• DATA LINES:
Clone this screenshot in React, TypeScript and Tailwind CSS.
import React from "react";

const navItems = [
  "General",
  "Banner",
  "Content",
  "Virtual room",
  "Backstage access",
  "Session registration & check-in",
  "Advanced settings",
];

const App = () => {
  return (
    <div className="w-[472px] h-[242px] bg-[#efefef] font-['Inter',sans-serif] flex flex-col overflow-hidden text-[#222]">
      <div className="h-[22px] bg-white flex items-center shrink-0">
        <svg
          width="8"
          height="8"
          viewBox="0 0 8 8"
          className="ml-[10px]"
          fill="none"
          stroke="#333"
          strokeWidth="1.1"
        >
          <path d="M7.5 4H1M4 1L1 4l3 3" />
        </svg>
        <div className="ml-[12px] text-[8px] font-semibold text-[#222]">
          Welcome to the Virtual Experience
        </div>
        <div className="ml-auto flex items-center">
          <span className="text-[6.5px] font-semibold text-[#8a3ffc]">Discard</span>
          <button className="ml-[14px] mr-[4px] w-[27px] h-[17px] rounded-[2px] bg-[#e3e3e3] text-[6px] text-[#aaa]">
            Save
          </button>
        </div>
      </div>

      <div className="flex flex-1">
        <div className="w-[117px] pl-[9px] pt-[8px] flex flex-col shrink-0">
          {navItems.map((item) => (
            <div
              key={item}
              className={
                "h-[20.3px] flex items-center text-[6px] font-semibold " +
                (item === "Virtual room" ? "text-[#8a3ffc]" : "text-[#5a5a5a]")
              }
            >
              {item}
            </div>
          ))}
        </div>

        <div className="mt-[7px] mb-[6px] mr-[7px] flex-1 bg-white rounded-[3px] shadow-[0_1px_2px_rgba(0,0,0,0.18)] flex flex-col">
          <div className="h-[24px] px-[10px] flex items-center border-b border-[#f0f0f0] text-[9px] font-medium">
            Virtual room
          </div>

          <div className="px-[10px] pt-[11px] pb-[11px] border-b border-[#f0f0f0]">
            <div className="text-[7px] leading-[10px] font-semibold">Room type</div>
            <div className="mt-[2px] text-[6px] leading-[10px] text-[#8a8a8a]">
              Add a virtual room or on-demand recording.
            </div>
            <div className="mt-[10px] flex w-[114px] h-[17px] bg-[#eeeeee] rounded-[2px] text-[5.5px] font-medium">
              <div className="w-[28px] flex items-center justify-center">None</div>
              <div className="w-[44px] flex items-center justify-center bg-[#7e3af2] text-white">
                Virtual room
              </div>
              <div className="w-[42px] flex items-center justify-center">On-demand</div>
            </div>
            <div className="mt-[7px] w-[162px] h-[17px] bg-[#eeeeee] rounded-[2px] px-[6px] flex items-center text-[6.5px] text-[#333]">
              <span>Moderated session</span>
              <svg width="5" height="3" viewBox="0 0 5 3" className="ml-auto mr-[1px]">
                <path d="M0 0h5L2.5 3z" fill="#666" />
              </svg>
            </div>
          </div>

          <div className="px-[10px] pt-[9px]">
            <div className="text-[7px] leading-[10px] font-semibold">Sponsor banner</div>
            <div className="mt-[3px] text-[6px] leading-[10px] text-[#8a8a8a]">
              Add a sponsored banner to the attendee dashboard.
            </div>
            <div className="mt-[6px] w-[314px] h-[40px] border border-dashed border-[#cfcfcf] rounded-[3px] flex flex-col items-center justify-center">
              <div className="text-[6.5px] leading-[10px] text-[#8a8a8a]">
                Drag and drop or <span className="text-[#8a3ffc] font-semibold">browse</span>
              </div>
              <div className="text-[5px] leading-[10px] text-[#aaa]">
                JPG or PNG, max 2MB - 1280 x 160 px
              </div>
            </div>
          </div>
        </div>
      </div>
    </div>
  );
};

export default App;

• EXERCISE AIM: Reproduce the entire listing word for word.

• TASK RESPONSE:
Clone this screenshot in React, TypeScript and Tailwind CSS.
import React from "react";

const navItems = [
  "General",
  "Banner",
  "Content",
  "Virtual room",
  "Backstage access",
  "Session registration & check-in",
  "Advanced settings",
];

const App = () => {
  return (
    <div className="w-[472px] h-[242px] bg-[#efefef] font-['Inter',sans-serif] flex flex-col overflow-hidden text-[#222]">
      <div className="h-[22px] bg-white flex items-center shrink-0">
        <svg
          width="8"
          height="8"
          viewBox="0 0 8 8"
          className="ml-[10px]"
          fill="none"
          stroke="#333"
          strokeWidth="1.1"
        >
          <path d="M7.5 4H1M4 1L1 4l3 3" />
        </svg>
        <div className="ml-[12px] text-[8px] font-semibold text-[#222]">
          Welcome to the Virtual Experience
        </div>
        <div className="ml-auto flex items-center">
          <span className="text-[6.5px] font-semibold text-[#8a3ffc]">Discard</span>
          <button className="ml-[14px] mr-[4px] w-[27px] h-[17px] rounded-[2px] bg-[#e3e3e3] text-[6px] text-[#aaa]">
            Save
          </button>
        </div>
      </div>

      <div className="flex flex-1">
        <div className="w-[117px] pl-[9px] pt-[8px] flex flex-col shrink-0">
          {navItems.map((item) => (
            <div
              key={item}
              className={
                "h-[20.3px] flex items-center text-[6px] font-semibold " +
                (item === "Virtual room" ? "text-[#8a3ffc]" : "text-[#5a5a5a]")
              }
            >
              {item}
            </div>
          ))}
        </div>

        <div className="mt-[7px] mb-[6px] mr-[7px] flex-1 bg-white rounded-[3px] shadow-[0_1px_2px_rgba(0,0,0,0.18)] flex flex-col">
          <div className="h-[24px] px-[10px] flex items-center border-b border-[#f0f0f0] text-[9px] font-medium">
            Virtual room
          </div>

          <div className="px-[10px] pt-[11px] pb-[11px] border-b border-[#f0f0f0]">
            <div className="text-[7px] leading-[10px] font-semibold">Room type</div>
            <div className="mt-[2px] text-[6px] leading-[10px] text-[#8a8a8a]">
              Add a virtual room or on-demand recording.
            </div>
            <div className="mt-[10px] flex w-[114px] h-[17px] bg-[#eeeeee] rounded-[2px] text-[5.5px] font-medium">
              <div className="w-[28px] flex items-center justify-center">None</div>
              <div className="w-[44px] flex items-center justify-center bg-[#7e3af2] text-white">
                Virtual room
              </div>
              <div className="w-[42px] flex items-center justify-center">On-demand</div>
            </div>
            <div className="mt-[7px] w-[162px] h-[17px] bg-[#eeeeee] rounded-[2px] px-[6px] flex items-center text-[6.5px] text-[#333]">
              <span>Moderated session</span>
              <svg width="5" height="3" viewBox="0 0 5 3" className="ml-auto mr-[1px]">
                <path d="M0 0h5L2.5 3z" fill="#666" />
              </svg>
            </div>
          </div>

          <div className="px-[10px] pt-[9px]">
            <div className="text-[7px] leading-[10px] font-semibold">Sponsor banner</div>
            <div className="mt-[3px] text-[6px] leading-[10px] text-[#8a8a8a]">
              Add a sponsored banner to the attendee dashboard.
            </div>
            <div className="mt-[6px] w-[314px] h-[40px] border border-dashed border-[#cfcfcf] rounded-[3px] flex flex-col items-center justify-center">
              <div className="text-[6.5px] leading-[10px] text-[#8a8a8a]">
                Drag and drop or <span className="text-[#8a3ffc] font-semibold">browse</span>
              </div>
              <div className="text-[5px] leading-[10px] text-[#aaa]">
                JPG or PNG, max 2MB - 1280 x 160 px
              </div>
            </div>
          </div>
        </div>
      </div>
    </div>
  );
};

export default App;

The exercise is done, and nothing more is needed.